I malumori nel governo sono benzina nel motore delle opposizioni. Matteo Renzi ha pungolato, ancora una volta, il partito di Tajani: «Forza Italia ha preso il 20 per cento dei voti in Sicilia ed ha fatto ottimi risultati in Calabria e Campania. Se si schiaccia sulla Lega perde tutto il consenso che ha nelle regioni in cui prende voti».

Il Pd, con il deputato Piero De Luca, ha usato le tensioni della destra come lancio alla raccolta firme per il referendum: «Le critiche del presidente della Calabria Occhiuto lo scontro in Cdm dove da quanto apprendiamo sono volati stracci, confermano che la maggioranza è in tilt». L’assalto mediatico delle opposizioni ha lasciato il segno. «A poche ore dalla pubblicazione sulla piattaforma online, il referendum sull’autonomia differenziata ha già raccolto quasi trentamila firme digitali, gratuite e certificate, di cittadini che vogliono partecipare alla vita democratica del Paese, anche d’estate sotto l’ombrellone», ha annunciato il segretario di +Europa, Riccardo Magi.

Concorrenza light

Se l’autonomia ha spaccato il governo, il consiglio dei ministri ha almeno chiuso la partita del disegno di legge sulla Concorrenza. Matteo Salvini ha concluso la revisione delle norme sulle concessioni autostradali, introducendo il meccanismo che aveva vagliato.

Per questo motivo il vicepremier leghista aveva stoppato l’approvazione del provvedimento sulla concorrenza alimentando un certo nervosismo: il ministro delle Imprese, Adolfo Urso, aveva fretta di archiviare la pratica e trasmettere il testo in parlamento per avviare l’iter di approvazione.

Dopo una serie di rinvii, un ulteriore slittamento sarebbe stato troppo. Il contenuto resta un pannicello caldo rispetto alla liberalizzazione dei settori, si tratta di un maquillage per centrare uno degli obiettivi del Pnrr.

La norma più significativa è la proroga per l’installazione dehors esterni ai locali. Un’iniziativa gradita al comparto della ristorazione, che ha molto spinto per arrivare a questo risultato.

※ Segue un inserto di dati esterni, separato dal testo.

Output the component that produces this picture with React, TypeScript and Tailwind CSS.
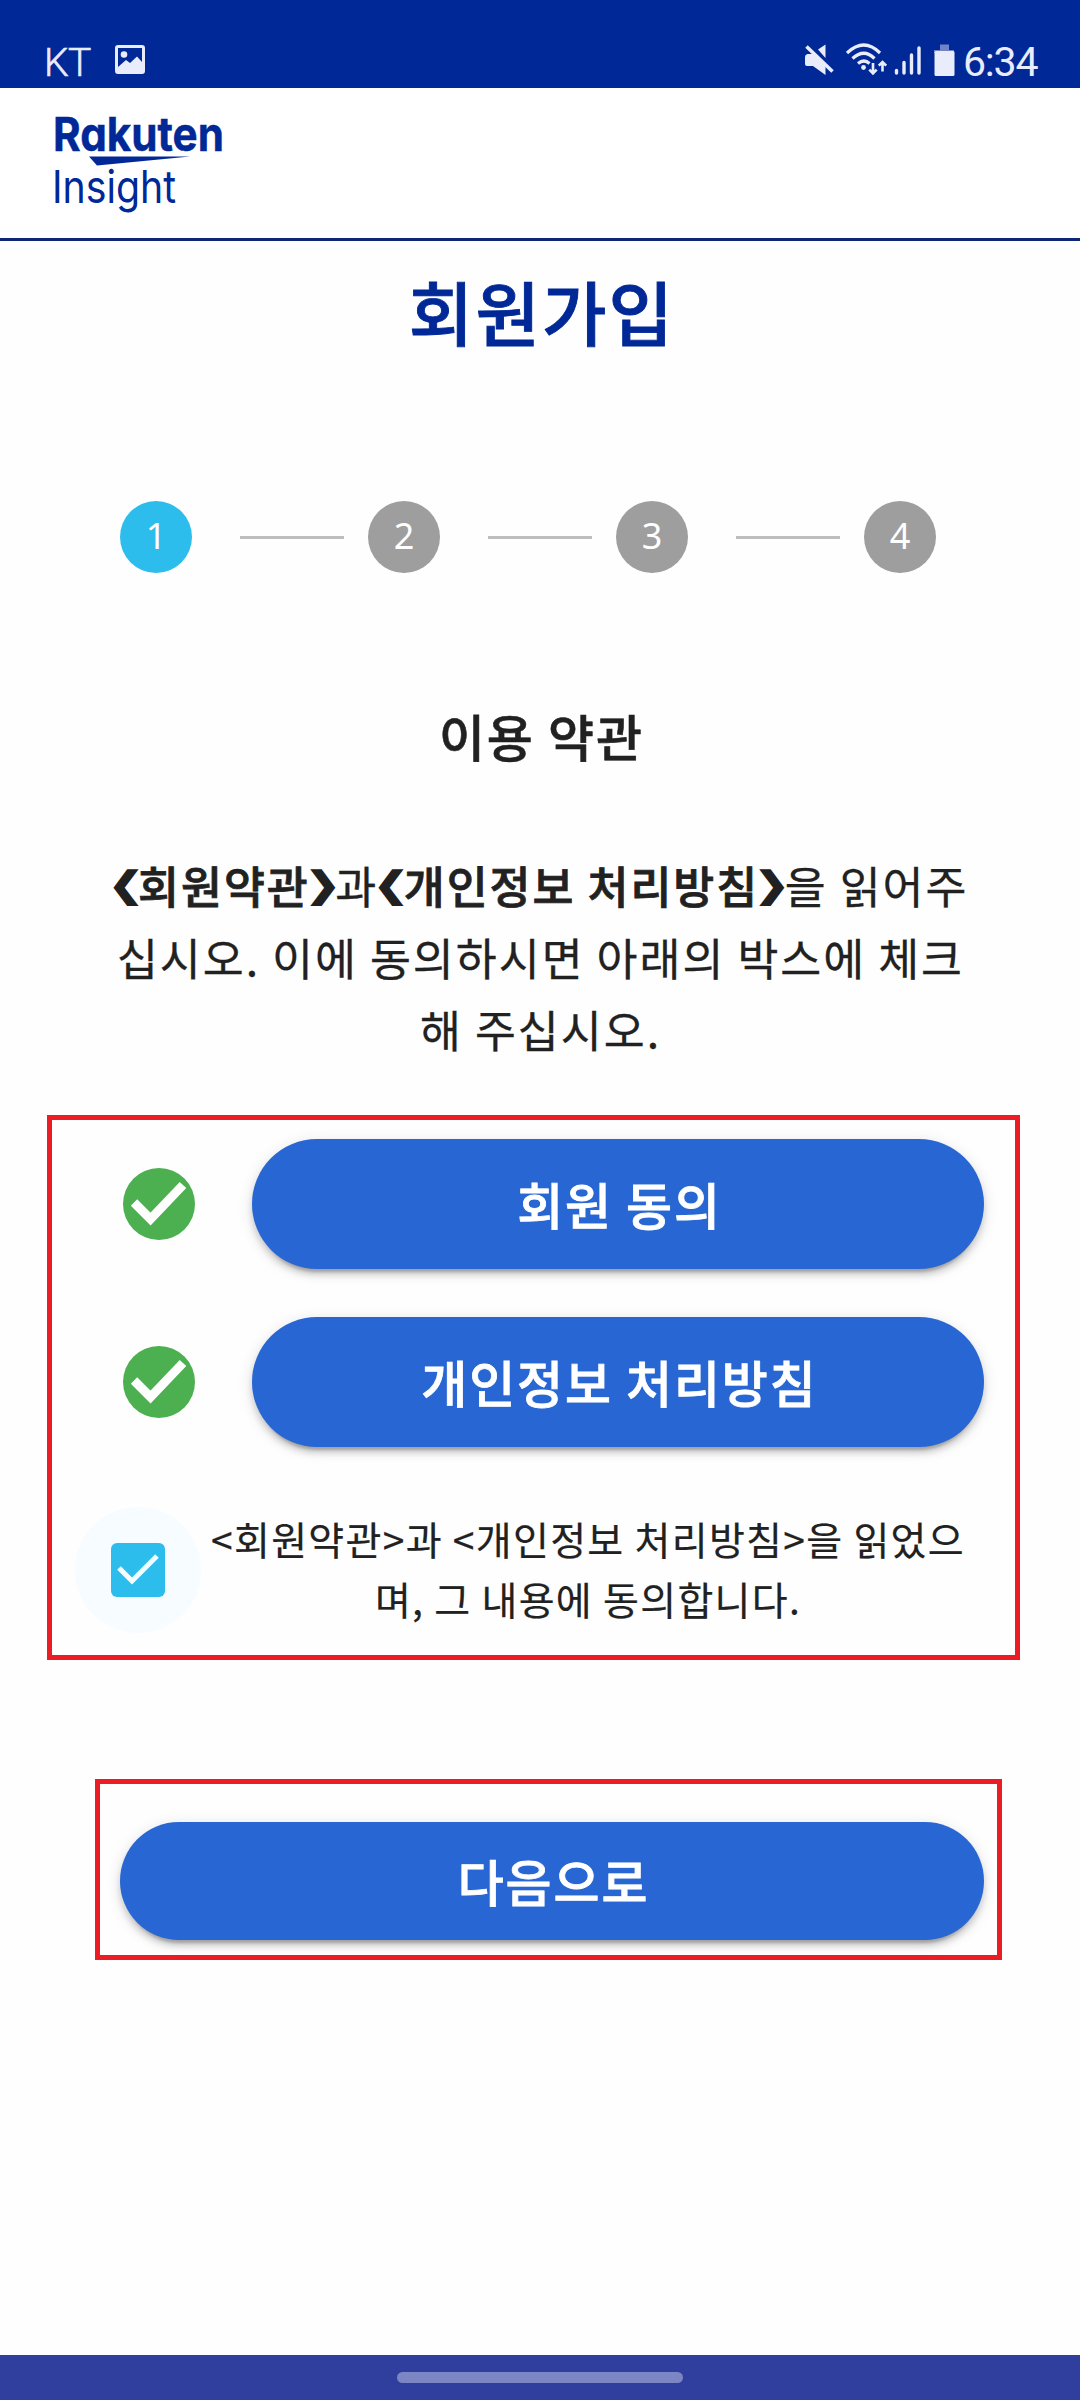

Si pone, però, un altro problema: il rispetto del decoro urbano.

«Terminata da tempo l’emergenza Covid, non esistono più ragioni per concedere suoli pubblici a bar e ristoranti invadendo strade e piazze con pedane, tavolini e ombrelloni, che deturpano le città e privano utenti e turisti di spazi essenziali», ha protestato il Codacons.

Urso ha poi fatto qualche altra concessione a favore di telecamere con la trasparenza sulla shrinkflation, la pratica di diminuire la quantità di prodotto all’interno di una confezione mantenendo lo stesso prezzo. Poco più di uno spot sulla concorrenza, buono per mettere a tacere il rumore di fondo della polemica sull’autonomia.